Alors que les récents Pixar, Dreamworks et autres s'embourbent dans de la performance photoréaliste sans grand intérêt, il y a encore des résistants, comme le brésilien Alê Abreu, qui en reviennent aux racines de l'animation. C'est vrai ça, vous n'aviez pas remarqué que les grosses boîtes de prod animée nous vendent de l'animation 3D très lisse, très formatée, où la sensibilité poétique le cède à la prouesse technique bien vaine ? L'aspect créatif s'y perd au profit du grand spectacle, du divertissement. Il s'agit de t'en foutre plein les mirettes avec des effets numériques cache-misère, et totalement factices puisque tout est designé à l'ordinateur par des équipes de 150 personnes. Le dessin main disparaît et avec lui, la poésie et l'originalité ...
C'est pour cela qu'un film comme le Garçon et le Monde fait un bien fou. Parce que pour Alê Abreu, l'auteur de cette oeuvre splendide, l'animation, c'est le champ de tous les possibles, un espace de création purement permissif où tout peut s'oser d'un point de vue stylistique. Mais cette liberté créative doit d'abord passer par une épure totale du dessin, autrement dit par la déconstruction du fantasme photoréaliste de l'animation productiviste et commerciale. Le trait est magnifique dans son minimalisme, et le style ne s'affaiblit jamais, c'est unique, sublime et toujours cohérent.
Deux cent idées visuelles à la seconde donc, et une approche entièrement poétique et lyrique de l'animation, débarrassée ici de tous ses artefacts inutiles. Je ne connais que quelques cinéastes qui bossent l'animation de cette manière en bras d'honneur aux codes de la grosse production. Il y a bien Alexandre Petrov ou Yuri Norstein, deux russes avec un trait très pictural, mais voilà, ce sera toujours une minorité.

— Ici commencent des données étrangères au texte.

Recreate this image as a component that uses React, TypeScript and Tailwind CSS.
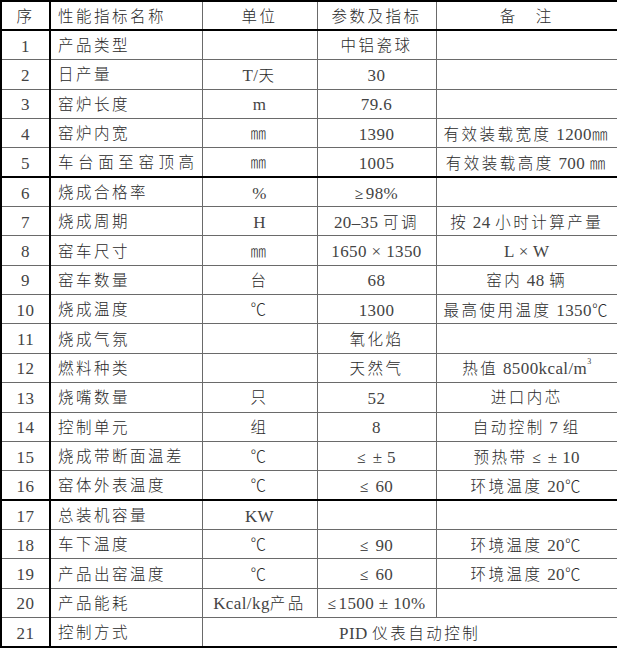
import React from "react";

type Row = {
  no: string;
  name: string;
  unit?: string;
  value?: string;
  note?: string;
  span?: string; // PID row spans unit/value/note
  wide?: boolean;
  thickTop?: boolean;
};

const rows: Row[] = [
  { no: "1", name: "产品类型", value: "中铝瓷球" },
  { no: "2", name: "日产量", unit: "T/天", value: "30" },
  { no: "3", name: "窑炉长度", unit: "m", value: "79.6" },
  { no: "4", name: "窑炉内宽", unit: "㎜", value: "1390", note: "有效装载宽度 1200㎜" },
  { no: "5", name: "车台面至窑顶高", unit: "㎜", value: "1005", note: "有效装载高度 700 ㎜", wide: true },
  { no: "6", name: "烧成合格率", unit: "%", value: "≥98%", thickTop: true },
  { no: "7", name: "烧成周期", unit: "H", value: "20–35 可调", note: "按 24 小时计算产量" },
  { no: "8", name: "窑车尺寸", unit: "㎜", value: "1650 × 1350", note: "L × W" },
  { no: "9", name: "窑车数量", unit: "台", value: "68", note: "窑内 48 辆" },
  { no: "10", name: "烧成温度", unit: "℃", value: "1300", note: "最高使用温度 1350℃" },
  { no: "11", name: "烧成气氛", value: "氧化焰" },
  { no: "12", name: "燃料种类", value: "天然气", note: "heat" },
  { no: "13", name: "烧嘴数量", unit: "只", value: "52", note: "进口内芯" },
  { no: "14", name: "控制单元", unit: "组", value: "8", note: "自动控制 7 组" },
  { no: "15", name: "烧成带断面温差", unit: "℃", value: "≤ ± 5", note: "预热带 ≤ ± 10" },
  { no: "16", name: "窑体外表温度", unit: "℃", value: "≤ 60", note: "环境温度 20℃" },
  { no: "17", name: "总装机容量", unit: "KW", thickTop: true },
  { no: "18", name: "车下温度", unit: "℃", value: "≤ 90", note: "环境温度 20℃" },
  { no: "19", name: "产品出窑温度", unit: "℃", value: "≤ 60", note: "环境温度 20℃" },
  { no: "20", name: "产品能耗", unit: "Kcal/kg产品", value: "≤1500 ± 10%" },
  { no: "21", name: "控制方式", span: "PID 仪表自动控制" },
];

// latin runs get the serif face, CJK runs get Noto at a light weight
function Txt({ s }: { s?: string }) {
  if (!s) return null;
  const latin = /^[\x20-\x7E±×–]+$/;
  const parts = s.split(/([\x20-\x7E±×–]+)/).filter(Boolean);
  return (
    <>
      {parts.map((p, i) =>
        latin.test(p) ? (
          <span key={i} className="text-[17px] tracking-[0.4px] text-[#444]">
            {p}
          </span>
        ) : (
          <span key={i} className="text-[15.5px] tracking-[2.5px] font-light">
            {p}
          </span>
        )
      )}
    </>
  );
}

const cell = "border border-[#6a6a6a] pt-[2px] leading-none whitespace-nowrap";

export default function App() {
  return (
    <div className="w-[617px] h-[648px] bg-white text-[#2a2a2a] font-['Liberation_Serif','Noto_Sans_CJK_SC',serif]">
      <table className="w-[617px] h-[648px] table-fixed border-collapse border-2 border-black">
        <colgroup>
          <col className="w-[49px]" />
          <col className="w-[152px]" />
          <col className="w-[115px]" />
          <col className="w-[119px]" />
          <col className="w-[182px]" />
        </colgroup>
        <tbody>
          <tr className="h-[29px]">
            <td className={`${cell} text-center border-r-2 border-r-black border-b-2 border-b-black`}>
              <Txt s="序" />
            </td>
            <td className={`${cell} pl-[7px] border-b-2 border-b-black`}>
              <Txt s="性能指标名称" />
            </td>
            <td className={`${cell} text-center border-b-2 border-b-black`}>
              <Txt s="单位" />
            </td>
            <td className={`${cell} text-center border-b-2 border-b-black`}>
              <Txt s="参数及指标" />
            </td>
            <td className={`${cell} text-center border-b-2 border-b-black`}>
              <Txt s="备　注" />
            </td>
          </tr>
          {rows.map((r) => {
            const top = r.thickTop ? "border-t-2 border-t-black" : "";
            return (
              <tr key={r.no} className="h-[29px]">
                <td className={`${cell} ${top} text-center border-r-2 border-r-black`}>
                  <Txt s={r.no} />
                </td>
                <td className={`${cell} ${top} pl-[7px]`}>
                  {r.wide ? (
                    <span className="text-[15.5px] tracking-[4.6px] font-light">{r.name}</span>
                  ) : (
                    <Txt s={r.name} />
                  )}
                </td>
                {r.span ? (
                  <td colSpan={3} className={`${cell} ${top} text-center`}>
                    <Txt s={r.span} />
                  </td>
                ) : (
                  <>
                    <td className={`${cell} ${top} text-center`}>
                      <Txt s={r.unit} />
                    </td>
                    <td className={`${cell} ${top} text-center`}>
                      <Txt s={r.value} />
                    </td>
                    <td className={`${cell} ${top} text-center`}>
                      {r.note === "heat" ? (
                        <>
                          <Txt s="热值 8500kcal/m" />
                          <sup className="text-[8px] align-[6px] text-[#444]">3</sup>
                        </>
                      ) : (
                        <Txt s={r.note} />
                      )}
                    </td>
                  </>
                )}
              </tr>
            );
          })}
        </tbody>
      </table>
    </div>
  );
}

Tant mieux en tous cas, que le film soit distribué dans nos salles obscures, c'est la preuve que le dessin animé artistique a encore de beaux jours devant lui. Et quand je dis artistique, faut pas croire que le bonhomme se touche la nouille en filmant. Non, au contraire, c'est d'une humilité rare, ça se destine aux grands comme aux petits, et ça évite enfin toute la niaiserie et le manichéisme des cadors américains. Et pourtant ... le film est bouleversant, et d'une grande intelligence dans son propos, parfois un poil bourrin, c'est vrai (l'utilisation d'images d'archive en fin de film : beau, mais peu subtil), mais toujours sur le mode de l'apologue et du symbolisme simple.
Bref, foncez avant qu'il ne soit plus à l'affiche, ce serait con de le rater.